ISIS has targeted journalists on several occasions. (File photo)

Highlights

  • Mohammed Zaher al-Shurqat is currently in intensive care in Turkey
  • It's reportedly the second attempt on his life in three months
  • He reportedly helped fight Syrian President's troops before leaving Syria
Istanbul: A Syrian journalist who opposed ISIS terror group was in intensive care Sunday after being shot in the head by a masked gunman in southern Turkey, reports and activists said.

Mohammed Zaher al-Shurqat was walking down a street in the southern Turkish city of Gaziantep close to the Syrian border when he was targeted by the gunman, the Dogan and Anatolia news agencies reported.

El-Shurqat worked for a channel called Aleppo Today TV which is strongly opposed to ISIS who have taken control of much of Syria's northern Aleppo province.

He was immediately hospitalised and is in intensive care, the Turkish reports said, without giving further details.

According to Ibrahim al-Idelbi, a Syrian activist in Gaziantep, this was the second attempt against Shurqat's life in three months.

Idelbi told Agence France-Presse in Beirut that Shurqat was a rebel commander who had fought President Bashar al-Assad's troops and a media activist in his home town, Al-Bab, until IS took over.
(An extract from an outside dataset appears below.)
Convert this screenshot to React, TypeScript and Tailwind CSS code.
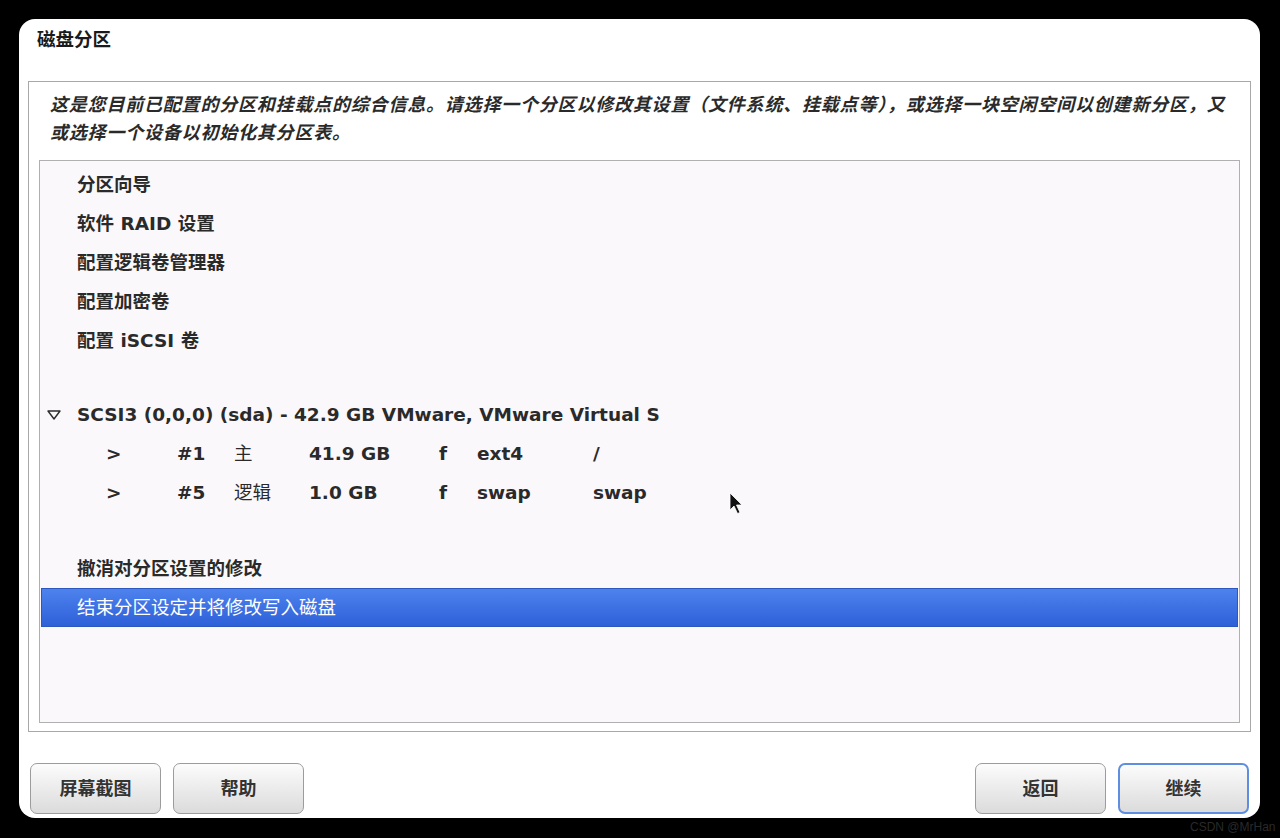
import React from 'react';

const font = { fontFamily: '"DejaVu Sans", "Noto Sans CJK SC", sans-serif' };

const Row = ({ children, className = '' }: { children: React.ReactNode; className?: string }) => (
  <div className={`flex h-[39px] items-center text-[18.5px] font-bold text-[#2a2a2a] ${className}`}>{children}</div>
);

const PartRow = ({ num, type, size, fs, mount }: { num: string; type: string; size: string; fs: string; mount: string }) => (
  <Row className="pl-[66px]">
    <span className="w-[71px]">&gt;</span>
    <span className="w-[57px]">{num}</span>
    <span className="w-[75px] font-normal">{type}</span>
    <span className="w-[130px]">{size}</span>
    <span className="w-[38px]">f</span>
    <span className="w-[116px]">{fs}</span>
    <span>{mount}</span>
  </Row>
);

const Btn = ({ label, primary = false }: { label: string; primary?: boolean }) => (
  <button
    className={`h-[51px] w-[131px] rounded-[7px] bg-gradient-to-b from-[#fdfcfd] to-[#dcdbdc] text-[18px] font-bold text-[#333] ${
      primary ? 'border-2 border-[#5d8ee2]' : 'border border-[#9c9c9c]'
    }`}
  >
    {label}
  </button>
);

export default function App() {
  return (
    <div style={font} className="relative h-[838px] w-[1280px] overflow-hidden bg-black p-[19px] pb-[20px]">
      <div className="flex h-[799px] w-[1241px] flex-col rounded-[16px] bg-white px-[9px] pb-[4px]">
        <div className="flex h-[62px] items-start pt-[12px] pl-[9px]">
          <span className="text-[18.5px] leading-[18px] font-bold text-[#1a1a1a]">磁盘分区</span>
        </div>
        <div className="flex h-[651px] flex-col border border-[#a8a8a8] bg-white px-[10px] pb-[8px]">
          <p className="whitespace-nowrap pt-[9px] pl-[11px] text-[18px] leading-[28px] tracking-[0.8px] font-semibold italic text-[#2a2a2a]">
            这是您目前已配置的分区和挂载点的综合信息。请选择一个分区以修改其设置（文件系统、挂载点等），或选择一块空闲空间以创建新分区，又
            <br />
            或选择一个设备以初始化其分区表。
          </p>
          <div className="mt-[13px] flex-1 border border-[#b0b0b0] bg-[#fbf8fb] pt-[4px]">
            <Row className="pl-[37px]">分区向导</Row>
            <Row className="pl-[37px]">软件 RAID 设置</Row>
            <Row className="pl-[37px]">配置逻辑卷管理器</Row>
            <Row className="pl-[37px]">配置加密卷</Row>
            <Row className="pl-[37px]">配置 iSCSI 卷</Row>
            <div className="h-[35px]" />
            <Row className="pl-[7px]">
              <svg width="14" height="10" viewBox="0 0 14 10" className="mr-[16px]">
                <path d="M1 1 H13 L7 9 Z" fill="none" stroke="#2a2a2a" strokeWidth="1.4" strokeLinejoin="round" />
              </svg>
              SCSI3 (0,0,0) (sda) - 42.9 GB VMware, VMware Virtual S
            </Row>
            <PartRow num="#1" type="主" size="41.9 GB" fs="ext4" mount="/" />
            <PartRow num="#5" type="逻辑" size="1.0 GB" fs="swap" mount="swap" />
            <div className="h-[37px]" />
            <Row className="pl-[37px]">撤消对分区设置的修改</Row>
            <div className="mx-[1px] flex h-[39px] items-center border border-[#2b57bf] bg-gradient-to-b from-[#4d82ee] to-[#2e60d8] pl-[35px] text-[18.5px] font-normal text-white">
              结束分区设定并将修改写入磁盘
            </div>
          </div>
        </div>
        <div className="mt-auto flex items-end justify-between px-[2px]">
          <div className="flex gap-[12px]">
            <Btn label="屏幕截图" />
            <Btn label="帮助" />
          </div>
          <div className="flex gap-[12px]">
            <Btn label="返回" />
            <Btn label="继续" primary />
          </div>
        </div>
      </div>
      <svg className="absolute left-[729px] top-[492px]" width="16" height="24" viewBox="0 0 16 24">
        <path d="M1 1 L1 18 L5 14 L8.5 21.5 L11 20.5 L7.5 13 L13 13 Z" fill="#111" stroke="#fff" strokeWidth="0.8" />
      </svg>
      <span className="absolute left-[1190px] top-[821px] text-[12px] leading-none text-[#2a2a2a]" style={{ fontFamily: '"Liberation Sans", sans-serif' }}>
        CSDN @MrHan
      </span>
    </div>
  );
}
He became a journalist with Aleppo Today after he moved to Turkey.

Citing a friend who visited Shurqat in hospital in the southern Turkish city, Idelbi said he was "still alive".

Another activist, Assaad al-Achi, confirmed the report. "When Daesh took control he started a programme on Aleppo Today against Daesh," he said, speaking to AFP via the Internet in English and using an Arabic acronym for ISIS.

Turkish police have studied security camera footage and interviewed witnesses and believe the shooting was carried out by a member of ISIS, Dogan added in its report.

Several Syrian journalists who fled the country's five year civil war use Gaziantep as a base but it has become an increasingly dangerous location from which to report.

A Syrian activist who produced documentaries hostile to the ISIS group, Naji Jerf, was shot dead in Gaziantep in December in a crime that caused international concern

At the end of October, ISIS claimed responsibility for killing young activist Ibrahim Abdelkader and his friend Fares Hamadi. They were found decapitated in a house in the city of Sanliurfa just east of Gaziantep.